HIV also "activates" immune cells that reside in the brain. In response, those cells set off chain reactions that bring other immune cells rushing into the brain to fight infection. The same reactions cause inflammation (swelling) that presses on brain tissue, reducing function. Thus, researchers believe a successful therapy for neuroAIDS will need to combine standard antiviral combination therapy with new drugs that both protect nerve cells from toxins and reduce inflammation.

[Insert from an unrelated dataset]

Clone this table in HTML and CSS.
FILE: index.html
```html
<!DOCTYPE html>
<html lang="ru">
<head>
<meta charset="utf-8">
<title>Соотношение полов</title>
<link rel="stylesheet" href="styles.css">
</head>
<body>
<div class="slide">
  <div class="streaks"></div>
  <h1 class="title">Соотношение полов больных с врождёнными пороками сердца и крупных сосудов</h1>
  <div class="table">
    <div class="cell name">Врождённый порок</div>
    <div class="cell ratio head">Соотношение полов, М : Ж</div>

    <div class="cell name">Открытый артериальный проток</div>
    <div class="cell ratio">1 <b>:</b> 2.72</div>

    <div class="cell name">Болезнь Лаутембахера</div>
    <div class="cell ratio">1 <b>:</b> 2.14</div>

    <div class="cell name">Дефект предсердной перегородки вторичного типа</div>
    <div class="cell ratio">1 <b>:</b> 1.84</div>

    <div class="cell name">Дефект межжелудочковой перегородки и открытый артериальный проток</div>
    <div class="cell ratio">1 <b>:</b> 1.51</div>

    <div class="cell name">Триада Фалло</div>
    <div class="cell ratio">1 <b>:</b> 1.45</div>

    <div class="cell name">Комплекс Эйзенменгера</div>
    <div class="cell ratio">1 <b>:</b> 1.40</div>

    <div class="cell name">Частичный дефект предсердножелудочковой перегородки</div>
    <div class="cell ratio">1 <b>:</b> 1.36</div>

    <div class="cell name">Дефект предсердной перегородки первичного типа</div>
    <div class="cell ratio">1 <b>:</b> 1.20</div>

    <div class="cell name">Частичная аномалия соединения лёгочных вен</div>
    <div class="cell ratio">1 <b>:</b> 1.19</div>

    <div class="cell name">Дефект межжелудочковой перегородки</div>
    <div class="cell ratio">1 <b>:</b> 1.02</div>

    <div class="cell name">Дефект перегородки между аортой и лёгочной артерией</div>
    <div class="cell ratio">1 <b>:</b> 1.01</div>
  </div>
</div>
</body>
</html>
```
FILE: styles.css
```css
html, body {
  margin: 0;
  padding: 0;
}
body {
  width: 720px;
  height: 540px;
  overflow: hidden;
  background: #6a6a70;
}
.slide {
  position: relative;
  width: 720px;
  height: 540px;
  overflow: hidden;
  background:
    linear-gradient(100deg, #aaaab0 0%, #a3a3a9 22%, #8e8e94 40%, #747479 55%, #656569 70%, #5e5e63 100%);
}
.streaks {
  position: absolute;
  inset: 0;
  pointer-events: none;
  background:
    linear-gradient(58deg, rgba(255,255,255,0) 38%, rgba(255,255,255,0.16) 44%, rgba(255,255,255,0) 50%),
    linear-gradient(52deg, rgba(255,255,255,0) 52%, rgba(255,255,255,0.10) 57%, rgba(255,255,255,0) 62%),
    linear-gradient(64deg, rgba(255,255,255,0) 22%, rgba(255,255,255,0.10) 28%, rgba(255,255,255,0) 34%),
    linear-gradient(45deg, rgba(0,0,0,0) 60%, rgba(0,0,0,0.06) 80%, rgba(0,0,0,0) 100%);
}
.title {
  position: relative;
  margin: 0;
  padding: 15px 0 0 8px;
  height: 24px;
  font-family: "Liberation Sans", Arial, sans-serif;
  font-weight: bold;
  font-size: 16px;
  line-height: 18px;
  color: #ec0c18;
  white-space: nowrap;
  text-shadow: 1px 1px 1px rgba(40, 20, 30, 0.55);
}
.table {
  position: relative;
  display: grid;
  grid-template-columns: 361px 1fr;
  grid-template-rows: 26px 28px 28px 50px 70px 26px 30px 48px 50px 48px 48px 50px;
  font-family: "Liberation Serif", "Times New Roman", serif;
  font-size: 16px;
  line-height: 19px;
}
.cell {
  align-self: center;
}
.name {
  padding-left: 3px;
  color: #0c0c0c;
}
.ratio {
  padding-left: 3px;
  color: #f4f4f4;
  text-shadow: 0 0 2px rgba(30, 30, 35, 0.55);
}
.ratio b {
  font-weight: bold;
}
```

The new grant, from the National Institute of Mental Health, is a competitive renewal of a previous grant, but with a shift in focus. In the original grant cycle, Gelbard and Sanjay Maggirwar, Ph.D., assistant professor in the Department of Microbiology and Immunology at the Medical Center, identified an enzyme, GSK-3b, that when over-activated by HIV signals for nerve cell suicide. Maggirwar was the first to theorize that interfering with this pathway could protect against neuroAIDS, and to prove his theory using sodium valproate and lithium, existing epilepsy drugs that turned out to be GSK-3b inhibitors. Gelbard and Maggirwar; along with received in 1999 one of the first grants from the National Institutes of Mental Health designed to convert basic neuroscience into new neuroAIDS drugs.
Based on their work, Stephen Dewhurst, Ph.D., dean's professor of Microbiology and Immunology at the Medical Center, recognized that a second molecular target, an enzyme called mixed lineage kinase 3 (MLK3) may be "of equal or greater importance" than GSK-3b. HIV exposure throws off the ability of MLK3 to regulate enzymes that maintain the balance between cell survival and cell death, shifting it toward death. MLK also regulates p38, an enzyme that encourages inflammation. Thus, MLK inhibitors could conceivably shut down affected immune cells before they trigger inflammation and prevent cell suicide.

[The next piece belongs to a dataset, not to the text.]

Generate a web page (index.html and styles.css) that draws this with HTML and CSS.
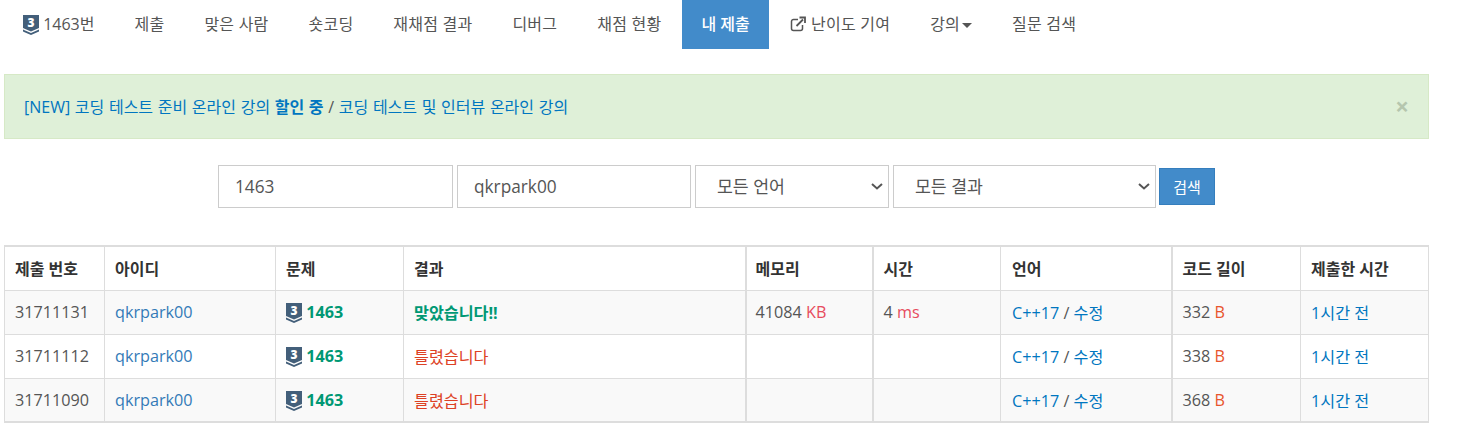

The new grant is a partnership between the University of Rochester Medical Center and the Center for Neurovirology and Neurodegenerative Disorders (CNND) at the University of Nebraska Medical Center. Researchers in Rochester will confirm that MLK and GSK-3b inhibitors are can indeed reverse nerve damage in cell cultures. CNND researchers will test the compounds in mice with HAD to determine that they work in a living system genetically similar to humans. If these tests are successful, human studies will proceed with an existing MLK3 inhibitor, CEP-1347, developed by Pennsylvania-based biotech Cephalon.
Ira Shoulson, M.D., professor of Neurology at the University of Rochester Medical Center, had served as an auditor of Cephalon's PRECEPT trial, where CEP-1347 was tested as a treatment for Parkinson's disease. He proposed that Cephalon make the drug available for the study of the drug's effect on neuroAIDs. CEP-1347 has already proven capable of reversing the neurotoxic effects of HIV proteins in living cells, according to research published in the July 1, 2006, edition of the Journal of Immunology.
"We really don't know yet whether MLK or GSK-3b inhibitors will be superior to other treatment approaches," Dewhurst said. "We do know that new directions are needed because, despite ten years of trying, no research effort has yielded an approved HAD drug."